The following are some tips on how best to address these two elements:

  • To forecast how easy it will be for employees to digest and embrace new initiatives, use these six factors to create a scale to help plan the scope of implementation — as well as have a realistic idea of the time required to be successful:
  • Technical. Does the initiative require emerging IT technology with a steep learning curve and new skills required, or will you use existing technology and established standard?
  • Operational. Does it require a high start-up effort and long transition or is it a good fit with existing operating methods, using the "same look and feel" as what employees are currently using to do their work?
  • Legal. (Does the initiative have potential legal barriers or not?)
  • Motivation. Is it resource constrained, with limited buy-in, or is there strong, visible support
  • Organizational. How many functions does it impact — many or one?
  • Composition. Is the project long in duration or less than six months?
From a communications standpoint, author William Bridges wrote in Managing Transitions, a practical book on "change leadership," that describes how to engage employees around transitioning to new and exciting business initiatives. He describes the importance of every executive being able to effectively communicate the same answers to the Five Ps:
  • What will be left in the past? What parts of the "old way of doing business" will employees no longer need to do? It is "assumed" the employee will stop doing the old behavior — causing employees confusion and uncertainty. So, to "do the right thing," they will use redundant steps — the old one and the new one.
  • What is the "rational" logical purpose of the change initiative? This part of the communication process supports educating employees on the business of the credit union and how the change initiative will help the business model.
  • What is the "emotional" picture of the change initiative? How will employees and members behave? This is an important, but difficult, element in this communication process. How well does your story engage the hearts of your employees so they will bring energy and commitment to the change initiative?
  • What is the clear and measurable plan to accomplish this? What is the plan to roll out the change?
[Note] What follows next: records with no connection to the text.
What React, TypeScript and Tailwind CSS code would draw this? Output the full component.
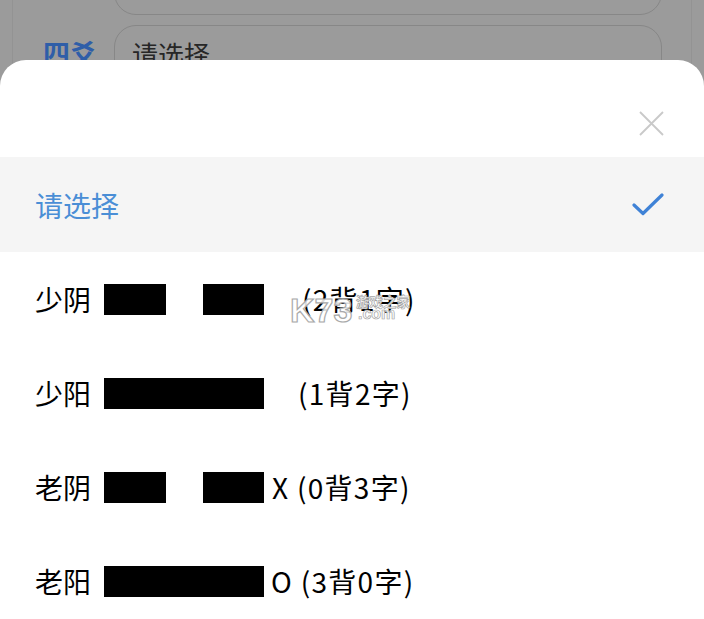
import React from "react";

const font = { fontFamily: '"Noto Sans CJK SC", "Noto Sans", sans-serif' };
const latin = { fontFamily: '"Liberation Sans", Arial, sans-serif' };

function Bar({ w }: { w: number }) {
  return <div className="h-[31px] bg-black shrink-0" style={{ width: w }} />;
}

function SplitBar() {
  return (
    <div className="flex gap-[37px] shrink-0">
      <Bar w={62} />
      <Bar w={61} />
    </div>
  );
}

function Row({ children }: { children: React.ReactNode }) {
  return (
    <div className="h-[94px] shrink-0 flex items-center pl-[35px] text-[28px] leading-none text-black">
      {children}
    </div>
  );
}

export default function App() {
  return (
    <div className="relative w-[704px] h-[619px] overflow-hidden bg-[#9b9b9b]" style={font}>
      {/* background page */}
      <div className="mx-[12px] h-full border-l border-r border-[#939393] flex flex-col gap-[10px]">
        <div className="ml-[101px] mr-[29px] mt-[-40px] h-[55px] shrink-0 rounded-[22px] border border-[#878787]" />
        <div className="flex items-start">
          <div className="w-[101px] pl-[30px] pt-[14px] text-[27px] leading-none font-bold text-[#2f5ea8]">四爻</div>
          <div className="flex-1 mr-[29px] h-[60px] rounded-[22px] border border-[#878787] pl-[17px] pt-[15px] text-[26px] leading-none text-[#262626]">
            请选择
          </div>
        </div>
      </div>

      {/* bottom sheet */}
      <div className="absolute left-0 right-0 top-[60px] bottom-0 bg-white rounded-t-[26px] flex flex-col">
        <div className="h-[97px] shrink-0 flex items-start justify-end pt-[51px] pr-[40px]">
          <svg width="25" height="25" viewBox="0 0 25 25">
            <path d="M1 1L24 24M24 1L1 24" stroke="#c9c9c9" strokeWidth="1.8" fill="none" />
          </svg>
        </div>
        <div className="h-[95px] shrink-0 bg-[#f5f5f5] flex items-center justify-between pl-[35px] pr-[40px]">
          <span className="text-[28px] leading-none text-[#4a8ed6]">请选择</span>
          <svg width="32" height="23" viewBox="0 0 32 23">
            <path d="M2 12L11 20.5L30 2" stroke="#3f82d6" strokeWidth="3.2" fill="none" strokeLinecap="round" strokeLinejoin="round" />
          </svg>
        </div>

        <Row>
          <span className="w-[69px] shrink-0">少阴</span>
          <SplitBar />
          <span className="ml-[38px] tracking-[1.3px]">(2背1字)</span>
        </Row>
        <Row>
          <span className="w-[69px] shrink-0">少阳</span>
          <Bar w={160} />
          <span className="ml-[34px] tracking-[1.3px]">(1背2字)</span>
        </Row>
        <Row>
          <span className="w-[69px] shrink-0">老阴</span>
          <SplitBar />
          <span className="ml-[8px] tracking-[1.3px]">X (0背3字)</span>
        </Row>
        <Row>
          <span className="w-[69px] shrink-0">老阳</span>
          <Bar w={160} />
          <span className="ml-[7px] tracking-[1.3px]">O (3背0字)</span>
        </Row>
      </div>

      {/* watermark */}
      <span
        className="absolute left-[290px] top-[293px] text-[34px] leading-none font-bold text-white/85 [-webkit-text-stroke:1.2px_#a9a9a9] pointer-events-none"
        style={latin}
      >
        K73
      </span>
      <span className="absolute left-[356px] top-[295px] text-[13.5px] leading-none font-bold text-white/90 [-webkit-text-stroke:0.7px_#a5a5a5] pointer-events-none">
        游戏之家
      </span>
      <span
        className="absolute left-[358px] top-[306px] text-[16px] leading-none font-bold text-white/90 [-webkit-text-stroke:0.7px_#a5a5a5] pointer-events-none"
        style={latin}
      >
        .com
      </span>
    </div>
  );
}
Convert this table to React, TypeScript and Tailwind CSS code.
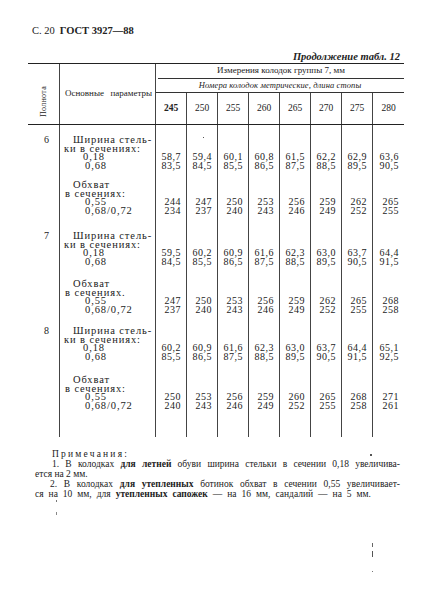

Without a clear plan outlined, employees will find it difficult to engage in your efforts, as they will only "guess" what that plan will be and how it might affect them and their jobs.
  • What part does each employee play in the implementation of the plan? Employees want to know how the initiative will affect them and their work (even if the change is simple). They will become much more engaged if they know what is happening in their sphere of influence.
Using these tips, above, to implement change should cause a higher success rate for your strategic initiatives, resulting in more engaged employees and satisfied members — and the survival and success of your credit union.